In his review of Attorney Street, Ben Brantley refers to Oliver as “above all, an elegist.” The most elegiac quality of Oliver’s performance comes from the dissonance between the performer and his audience: the disheveled, aging gay artist ruminating on his lonely past, and a group of people who, by virtue of being Greenwich Village theatergoers, are part of New York’s population of monolithic privilege and sheen. This is a man who is making sad, haunting, funny camp of his life — but perhaps it feels so much like the latter because it’s hard for something so fanciful, even in its darkness, to feel like anything but camp in a city where survival means being wholly unromantic.

You can laugh at the oddity — and the performance of oddity — until you realize that the very set-up of the thing you’re watching, the audience/performer relationship that renders Oliver such a curious relic, is at the heart of his work:

Where shall I go?
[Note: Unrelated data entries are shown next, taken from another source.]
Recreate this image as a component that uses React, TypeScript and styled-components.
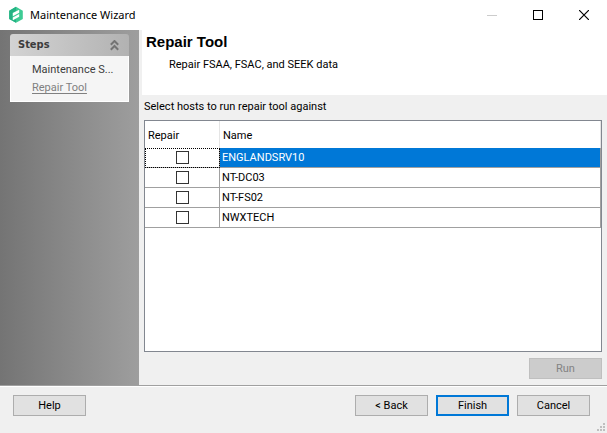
import React, { useState } from "react";
import styled, { createGlobalStyle } from "styled-components";

const GlobalStyle = createGlobalStyle`
  *, *::before, *::after { box-sizing: border-box; }
  body {
    margin: 0;
    background: #f0f0f0;
    color: #000;
    font-family: Roboto, "Liberation Sans", sans-serif;
    font-size: 11px;
    line-height: 14px;
  }
  button, input { font: inherit; margin: 0; }
`;

const Window = styled.div`
  display: flex;
  flex-direction: column;
  min-height: 100vh;
`;

const TitleBar = styled.header`
  display: flex;
  align-items: center;
  height: 30px;
  padding-left: 8px;
  background: #fff;
`;

const WindowTitle = styled.span`
  flex: 1;
  margin-left: 6px;
  font: 11px/16px "Noto Sans", sans-serif;
`;

const CaptionButton = styled.button`
  display: grid;
  place-items: center;
  width: 46px;
  height: 28px;
  padding: 0;
  border: 0;
  background: transparent;
  color: #000;
  &:disabled { color: #ccc; }
`;

const Body = styled.div`
  display: flex;
  flex: 1;
`;

const Sidebar = styled.aside`
  width: 139px;
  padding: 4px 10px;
  background: linear-gradient(90deg, #747474, #9e9e9e);
`;

const StepsHeader = styled.button`
  display: flex;
  align-items: center;
  justify-content: space-between;
  width: 100%;
  height: 22px;
  padding: 0 10px 0 8px;
  border: 0;
  border-radius: 3px 3px 0 0;
  background: linear-gradient(90deg, #d3d3d3, #b2b2b2);
  color: #3c3c3c;
  font-family: "DejaVu Sans Condensed", "DejaVu Sans", sans-serif;
  font-weight: bold;
`;

const StepList = styled.ul`
  display: flex;
  flex-direction: column;
  gap: 4px;
  margin: 0;
  padding: 7px 8px 6px 21px;
  border: 1px solid #fff;
  border-top: 0;
  background: #f5f5f5;
  list-style: none;
`;

const StepItem = styled.li`
  overflow: hidden;
  white-space: nowrap;
`;

const StepLink = styled.a<{ $current?: boolean }>`
  color: ${(p) => (p.$current ? "#808080" : "#3c3c3c")};
  text-decoration: ${(p) => (p.$current ? "underline" : "none")};
  text-underline-offset: 2px;
`;

const Page = styled.main`
  display: flex;
  flex: 1;
  flex-direction: column;
  min-width: 0;
`;

const PageHeader = styled.div`
  height: 65px;
  margin-left: 3px;
  padding: 2px 4px;
  background: #fff;
`;

const Heading = styled.h1`
  margin: 0;
  font: bold 15px/20px "Liberation Sans", Arial, sans-serif;
`;

const Description = styled.p`
  margin: 6px 0 0 23px;
`;

const Content = styled.section`
  display: flex;
  flex: 1;
  flex-direction: column;
  padding: 5px 5px 6px;
`;

const Prompt = styled.p`
  margin: 0 0 6px;
`;

const HostFrame = styled.div`
  flex: 1;
  border: 1px solid #828790;
  background: #fff;
`;

const HostTable = styled.table`
  width: 100%;
  border-spacing: 0;
  table-layout: fixed;
`;

const HeadCell = styled.th<{ $narrow?: boolean }>`
  width: ${(p) => (p.$narrow ? "75px" : "auto")};
  height: 27px;
  padding: 2px 3px 0;
  border-right: 1px solid #e5e5e5;
  font-weight: normal;
  text-align: left;
`;

const Cell = styled.td<{ $selected?: boolean }>`
  height: 20px;
  padding: 0 2px;
  border-right: 1px solid #a0a0a0;
  border-bottom: 1px solid #a0a0a0;
  background: ${(p) => (p.$selected ? "#0078d7" : "#fff")};
  color: ${(p) => (p.$selected ? "#fff" : "#000")};
`;

const CheckCell = styled(Cell)<{ $focused?: boolean }>`
  padding: 0;
  text-align: center;
  outline: ${(p) => (p.$focused ? "1px dotted #000" : "none")};
  outline-offset: -1px;
`;

const CheckBox = styled.input`
  display: block;
  width: 13px;
  height: 13px;
  margin: 0 auto;
  border: 1px solid #333;
  background: #fff;
  appearance: none;
  &:checked { background: #333; box-shadow: inset 0 0 0 2px #fff; }
`;

const PushButton = styled.button<{ $primary?: boolean }>`
  width: 73px;
  height: 21px;
  padding: 1px 0 0;
  border: ${(p) => (p.$primary ? "2px solid #0078d7" : "1px solid #adadad")};
  background: #e1e1e1;
  color: #000;
  &:disabled {
    border-color: #bfbfbf;
    background: #ccc;
    color: #838383;
  }
`;

const RunRow = styled.div`
  display: flex;
  justify-content: flex-end;
  padding-top: 6px;
`;

const Footer = styled.footer`
  display: flex;
  gap: 8px;
  position: relative;
  height: 48px;
  padding: 9px 17px 0 13px;
  border-top: 1px solid #a0a0a0;
  box-shadow: inset 0 1px #fff;
`;

const Spacer = styled.div`
  flex: 1;
`;

const SizeGrip = styled.svg`
  position: absolute;
  right: 2px;
  bottom: 2px;
`;

const Logo = () => (
  <svg width="16" height="18" viewBox="0 0 16 18" aria-hidden="true">
    <path d="M8 .8 14.8 4.7v8.2L8 16.8 1.2 12.9V4.7z" fill="#3dcb94" />
    <path d="M8 .8 1.2 4.7v8.2L8 16.8v-3.3H4.6V6.8L8 4.9z" fill="#25b284" />
    <path d="M4.8 7.1 11.2 3.7v3.1L4.8 10.3z" fill="#fff" />
    <path d="M4.8 11.4 11.2 7.9v2.9l-6.4 3.4z" fill="#fff" />
  </svg>
);

const hosts = ["ENGLANDSRV10", "NT-DC03", "NT-FS02", "NWXTECH"];

export default function App() {
  const [checked, setChecked] = useState<string[]>([]);
  const toggle = (host: string) =>
    setChecked((list) =>
      list.includes(host) ? list.filter((h) => h !== host) : [...list, host]
    );

  return (
    <Window>
      <GlobalStyle />
      <TitleBar>
        <Logo />
        <WindowTitle>Maintenance Wizard</WindowTitle>
        <CaptionButton aria-label="Minimize" disabled>
          <svg width="10" height="10" shapeRendering="crispEdges">
            <path d="M0 5.5h10" stroke="currentColor" />
          </svg>
        </CaptionButton>
        <CaptionButton aria-label="Maximize">
          <svg width="10" height="10" shapeRendering="crispEdges">
            <path d="M.5.5h9v9h-9z" fill="none" stroke="currentColor" />
          </svg>
        </CaptionButton>
        <CaptionButton aria-label="Close">
          <svg width="10" height="10">
            <path d="m0 0 10 10M10 0 0 10" stroke="currentColor" strokeWidth="1.2" />
          </svg>
        </CaptionButton>
      </TitleBar>
      <Body>
        <Sidebar>
          <StepsHeader aria-expanded="true">
            Steps
            <svg width="9" height="11" viewBox="0 0 9 11" aria-hidden="true">
              <path
                d="M.8 4.7 4.5 1l3.7 3.7M.8 9.7 4.5 6l3.7 3.7"
                fill="none"
                stroke="#737373"
                strokeWidth="2"
              />
            </svg>
          </StepsHeader>
          <StepList>
            <StepItem>
              <StepLink href="#selection">Maintenance S...</StepLink>
            </StepItem>
            <StepItem>
              <StepLink href="#repair" $current aria-current="step">
                Repair Tool
              </StepLink>
            </StepItem>
          </StepList>
        </Sidebar>
        <Page>
          <PageHeader>
            <Heading>Repair Tool</Heading>
            <Description>Repair FSAA, FSAC, and SEEK data</Description>
          </PageHeader>
          <Content>
            <Prompt id="prompt">Select hosts to run repair tool against</Prompt>
            <HostFrame>
              <HostTable aria-labelledby="prompt">
                <thead>
                  <tr>
                    <HeadCell $narrow>Repair</HeadCell>
                    <HeadCell>Name</HeadCell>
                  </tr>
                </thead>
                <tbody>
                  {hosts.map((host, i) => (
                    <tr key={host}>
                      <CheckCell $focused={i === 0}>
                        <CheckBox
                          type="checkbox"
                          aria-labelledby={`host-${i}`}
                          checked={checked.includes(host)}
                          onChange={() => toggle(host)}
                        />
                      </CheckCell>
                      <Cell id={`host-${i}`} $selected={i === 0}>
                        {host}
                      </Cell>
                    </tr>
                  ))}
                </tbody>
              </HostTable>
            </HostFrame>
            <RunRow>
              <PushButton disabled>Run</PushButton>
            </RunRow>
          </Content>
        </Page>
      </Body>
      <Footer>
        <PushButton>Help</PushButton>
        <Spacer />
        <PushButton>&lt; Back</PushButton>
        <PushButton $primary>Finish</PushButton>
        <PushButton>Cancel</PushButton>
        <SizeGrip width="8" height="8" shapeRendering="crispEdges" aria-hidden="true">
          <path
            d="M6 0h2v2H6zM3 3h2v2H3zM6 3h2v2H6zM0 6h2v2H0zM3 6h2v2H3zM6 6h2v2H6z"
            fill="#bfbfbf"
          />
        </SizeGrip>
      </Footer>
    </Window>
  );
}
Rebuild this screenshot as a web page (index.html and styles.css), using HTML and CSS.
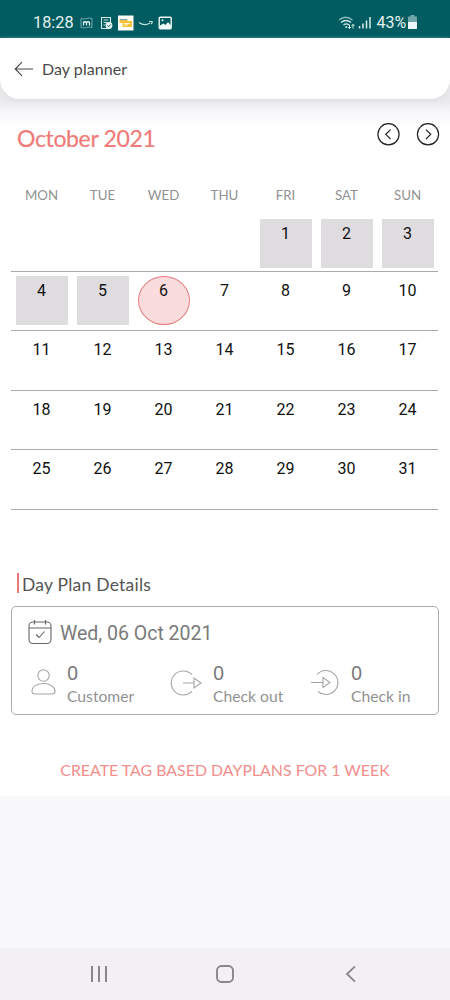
FILE: index.html
```html
<!DOCTYPE html>
<html lang="en">
<head>
<meta charset="utf-8">
<meta name="viewport" content="width=device-width, initial-scale=1">
<title>Day planner</title>
<link rel="stylesheet" href="styles.css">
</head>
<body>
<div class="screen">
  <div class="status">
    <span class="clock">18:28</span>
    <svg class="notifications" width="94" height="16" viewBox="0 0 94 16" fill="none">
      <path d="M1 3.500q3 1 5.500 0t5.500 0v9q-3-1-5.500 0t-5.500 0z" stroke="#8fbcbe" stroke-width=".8"/>
      <path d="M3.500 10.500v-4M3.500 7.500q1.500-1.500 3 0v3M6.500 7.500q1.500-1.500 3 0v3" stroke="#e9f4f4" stroke-width="1.200"/>
      <path d="M29 13.500h-7.500v-11h9v6" stroke="#d5e7e7" stroke-width="1.100"/>
      <path d="M23.500 5h5M23.500 7.500h4M23.500 10h2" stroke="#c4dddd"/>
      <circle cx="29" cy="10.500" r="3.400" fill="#e5f1f1"/>
      <path d="M27.500 10.500l1.200 1.200 2-2.200" stroke="#005c60"/>
      <path d="M38 .5h15.500v15H38z" fill="#fff"/>
      <path d="M39.500 4h8v2h4.500v6h-9.500V8h-3z" fill="#f5c13b"/>
      <path d="M40 4.500h7" stroke="#75a6bd" stroke-width="1.200"/>
      <path d="M44 8.500h6M44 10h4" stroke="#fff3cf"/>
      <path d="M59 7.500q5.500 4 11 .5M69 6.500h3.200q.3 1.500-1.200 2.500" stroke="#c4e1df" stroke-width="1.200"/>
      <rect x="79.200" y="2.200" width="12" height="11.600" rx="1" stroke="#eef8f7" stroke-width="1.400"/>
      <path d="M80 12.500v-2l3.500-2 2 1.500 2.500-3 3 3.500v3h-11z" fill="#eef8f7"/>
      <circle cx="82.500" cy="5.300" r="1" fill="#eef8f7"/>
    </svg>
    <svg class="signal" width="34" height="16" viewBox="0 0 34 16" fill="none" stroke="#d9ebeb" stroke-width="1.300">
      <path d="M1 5q6.500-5.500 13.500 0" stroke="#8dbabb"/>
      <path d="M3 7.500q5-4 10 0M5.500 10q2.700-2.200 5.500 0"/>
      <circle cx="8.200" cy="12" r="1" fill="#d9ebeb" stroke="none"/>
      <path d="M11.500 9.500v4M10 12l1.500 1.700L13 12M15 13.500v-4M13.500 11l1.500-1.700 1.500 1.700" stroke-width="1"/>
      <path d="M21.500 13.500v-2.500M25 13.500V8.500M28.500 13.500V5.500M32 13.500V2" stroke-width="1.500"/>
    </svg>
    <span class="percent">43%</span>
    <svg class="battery" width="9" height="14" viewBox="0 0 9 14"><path d="M2.500 0h4v1.500H9V7H0V1.500h2.500z" fill="#6ea5a7"/><path d="M0 7h9v7H0z" fill="#eef7f7"/></svg>
  </div>
  <main class="content">
    <header class="appbar">
      <svg class="back" width="20" height="16" viewBox="0 0 20 16" fill="none" stroke="#454545" stroke-width="1.100"><path d="M19 8H1.500M8 1.200L1.200 8 8 14.800"/></svg>
      <h1 class="appbar-title">Day planner</h1>
    </header>
    <div class="month">
      <h2 class="month-name">October 2021</h2>
      <div class="arrows">
        <svg width="24" height="24" viewBox="0 0 24 24" fill="none" stroke="#222" stroke-width="1.200"><circle cx="12.500" cy="12.300" r="10.600"/><path d="M14.500 7.600L9.800 12.300l4.700 4.700"/></svg>
        <svg width="24" height="24" viewBox="0 0 24 24" fill="none" stroke="#222" stroke-width="1.200"><circle cx="12" cy="12.300" r="10.600"/><path d="M10 7.600l4.700 4.700-4.700 4.700"/></svg>
      </div>
    </div>
    <div class="weekdays"><span>MON</span><span>TUE</span><span>WED</span><span>THU</span><span>FRI</span><span>SAT</span><span>SUN</span></div>
    <div class="weeks">
      <div class="week first"><span></span><span></span><span></span><span></span><span class="day past">1</span><span class="day past">2</span><span class="day past">3</span></div>
      <div class="week"><span class="day past">4</span><span class="day past">5</span><span class="day today">6</span><span class="day">7</span><span class="day">8</span><span class="day">9</span><span class="day">10</span></div>
      <div class="week"><span class="day">11</span><span class="day">12</span><span class="day">13</span><span class="day">14</span><span class="day">15</span><span class="day">16</span><span class="day">17</span></div>
      <div class="week"><span class="day">18</span><span class="day">19</span><span class="day">20</span><span class="day">21</span><span class="day">22</span><span class="day">23</span><span class="day">24</span></div>
      <div class="week"><span class="day">25</span><span class="day">26</span><span class="day">27</span><span class="day">28</span><span class="day">29</span><span class="day">30</span><span class="day">31</span></div>
    </div>
    <h3 class="details-title">Day Plan Details</h3>
    <section class="card">
      <div class="date">
        <svg width="24" height="26" viewBox="0 0 24 26" fill="none" stroke="#666" stroke-width="1.100"><rect x="1" y="2" width="22" height="21.500" rx="4"/><path d="M1 8h22M6.500 0v4.500M17.500 0v4.500M8 14.500l3 3 5.500-6"/></svg>
        <span class="date-text">Wed, 06 Oct 2021</span>
      </div>
      <div class="stats">
        <div class="stat">
          <svg width="25" height="28" viewBox="0 0 25 28" fill="none" stroke="#a5a5a5" stroke-width="1.100"><circle cx="12.500" cy="7.500" r="5.700"/><path d="M1 23.500c0-5 5-8 11.500-8S24 18.500 24 23.500c0 1.500-1 2.500-3 2.500H4c-2 0-3-1-3-2.500z"/></svg>
          <div class="stat-text"><span class="count">0</span><span class="label customer">Customer</span></div>
        </div>
        <div class="stat">
          <svg width="32" height="28" viewBox="0 0 32 28" fill="none" stroke="#a5a5a5" stroke-width="1.100"><path d="M22 6.800a12 12 0 1 0 0 16.400M13 15h11M24 10v10l7-5z"/></svg>
          <div class="stat-text"><span class="count">0</span><span class="label">Check out</span></div>
        </div>
        <div class="stat">
          <svg width="30" height="28" viewBox="0 0 30 28" fill="none" stroke="#a5a5a5" stroke-width="1.100"><path d="M7 6.500a12 12 0 1 1 1 17M1 14.500h12M13 9.500v10l7-5z"/></svg>
          <div class="stat-text"><span class="count">0</span><span class="label">Check in</span></div>
        </div>
      </div>
    </section>
    <div class="action">CREATE TAG BASED DAYPLANS FOR 1 WEEK</div>
  </main>
  <nav class="navbar">
    <svg width="18" height="18" viewBox="0 0 18 18" fill="none" stroke="#88868a" stroke-width="2"><path d="M2 1v16M9 1v16M16 1v16"/></svg>
    <svg width="18" height="18" viewBox="0 0 18 18" fill="none" stroke="#88868a" stroke-width="1.900"><rect x="1" y="1" width="16" height="16" rx="4.500"/></svg>
    <svg width="18" height="18" viewBox="0 0 18 18" fill="none" stroke="#88868a" stroke-width="1.800"><path d="M13 1.300L5 9l8 7.700"/></svg>
  </nav>
</div>
</body>
</html>
```

FILE: styles.css
```css
* { box-sizing: border-box; }
body { margin: 0; font-family: Lato, "Open Sans", sans-serif; }
h1, h2, h3 { margin: 0; font-weight: 400; }
svg { display: block; flex: none; }
.screen { width: 450px; height: 1000px; display: flex; flex-direction: column; background: #f8f7fa; overflow: hidden; }
.status { height: 38px; flex: none; display: flex; align-items: center; padding: 7px 33px 0 33px; background: #005c60; color: #e4f1f1; font-family: Roboto, sans-serif; font-size: 16px; }
.clock { width: 41px; font-size: 16.3px; white-space: nowrap; }
.notifications { margin-left: 6px; }
.signal { margin-left: auto; }
.percent { margin: 0 2px 0 5px; letter-spacing: -.1px; }
.battery { margin-top: -1px; }
.content { height: 758px; flex: none; background: linear-gradient(#e4e3e6 0, #e9e8eb 62px, #f5f4f6 72px, #fcfbfd 84px, #fff 92px); }
.appbar { height: 61px; display: flex; align-items: center; padding: 0 14px; background: #fff; border-radius: 0 0 20px 20px; box-shadow: 0 2px 5px #e2e0e4; }
.appbar-title { margin-left: 8px; font-size: 16px; color: #4a4a4a; letter-spacing: .05px; }
.month { height: 72px; display: flex; justify-content: space-between; padding: 23px 10px 0 17px; }
.month-name { font-size: 23px; line-height: 33px; letter-spacing: -.35px; color: #ef7b78; -webkit-text-stroke: .2px #ef7b78; }
.arrows { display: flex; gap: 16px; }
.weekdays { height: 41px; display: grid; grid-template-columns: repeat(7, 1fr); padding: 14px 12px 0 11px; text-align: center; font-size: 13.300px; line-height: 20px; color: #929292; }
.weeks { margin: 0 12px 0 11px; }
.week { height: 59.600px; display: grid; grid-template-columns: repeat(7, 1fr); justify-items: center; padding-top: 4.500px; border-bottom: 1px solid #aaa; }
.week.first { padding-top: 7px; }
.day { width: 52px; height: 49px; padding-top: 4.500px; text-align: center; font: 16px/20px Roboto, sans-serif; color: #111; }
.past { background: #dfdce0; }
.today { background: #fbdcdc; border: 1px solid #e57d82; border-radius: 50%; padding-top: 3.500px; }
.details-title { margin: 63.500px 0 0 17px; height: 20px; border-left: 2px solid #ef7774; padding-left: 3px; font-size: 17.500px; line-height: 23px; letter-spacing: .23px; color: #555; }
.card { height: 109px; margin: 13px 11px 0; border: 1px solid #aaa; border-radius: 5px; padding: 12px 15px 0 16px; }
.date { height: 27px; display: flex; align-items: center; gap: 8px; }
.date-text { font: 19.500px/26px Roboto, sans-serif; color: #7a7a7a; padding-top: 2px; }
.stats { display: grid; grid-template-columns: 139px 140px 1fr; margin: 14px 0 0 3px; }
.stat { display: flex; gap: 11px; }
.stat svg { margin-top: 8px; }
.stat-text { display: flex; flex-direction: column; color: #777; }
.count { font: 19.500px/26px "Noto Sans", sans-serif; }
.label { font-size: 15.700px; line-height: 20px; color: #929292; white-space: nowrap; }
.action { margin-top: 44px; text-align: center; font-size: 15.900px; line-height: 22px; color: #f28e8c; white-space: nowrap; }
.navbar { height: 52px; flex: none; margin-top: auto; padding: 0 90px; display: flex; justify-content: space-between; align-items: center; background: #f2f0f3; }
```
What shall I do? Where are the weeds gone, the weeds of New York? Where are the vacant lots gone, with their beautiful weeds? They’re building high rises there now. Weeds of Delancey Street, the last spring is come. The alley cats will hunt elsewhere and the rats will run away and the cracks in the sidewalk will wail and the old dead curb will stand next to nowhere. And they’ll tear you down one day this summer. And it will all be gone.

You don’t need drag or elaborate costumes to be deliberately campy in today’s New York: maybe you just need to go onstage, dressed as yourself, and cry out for a person, a place, or a time to fall in love with.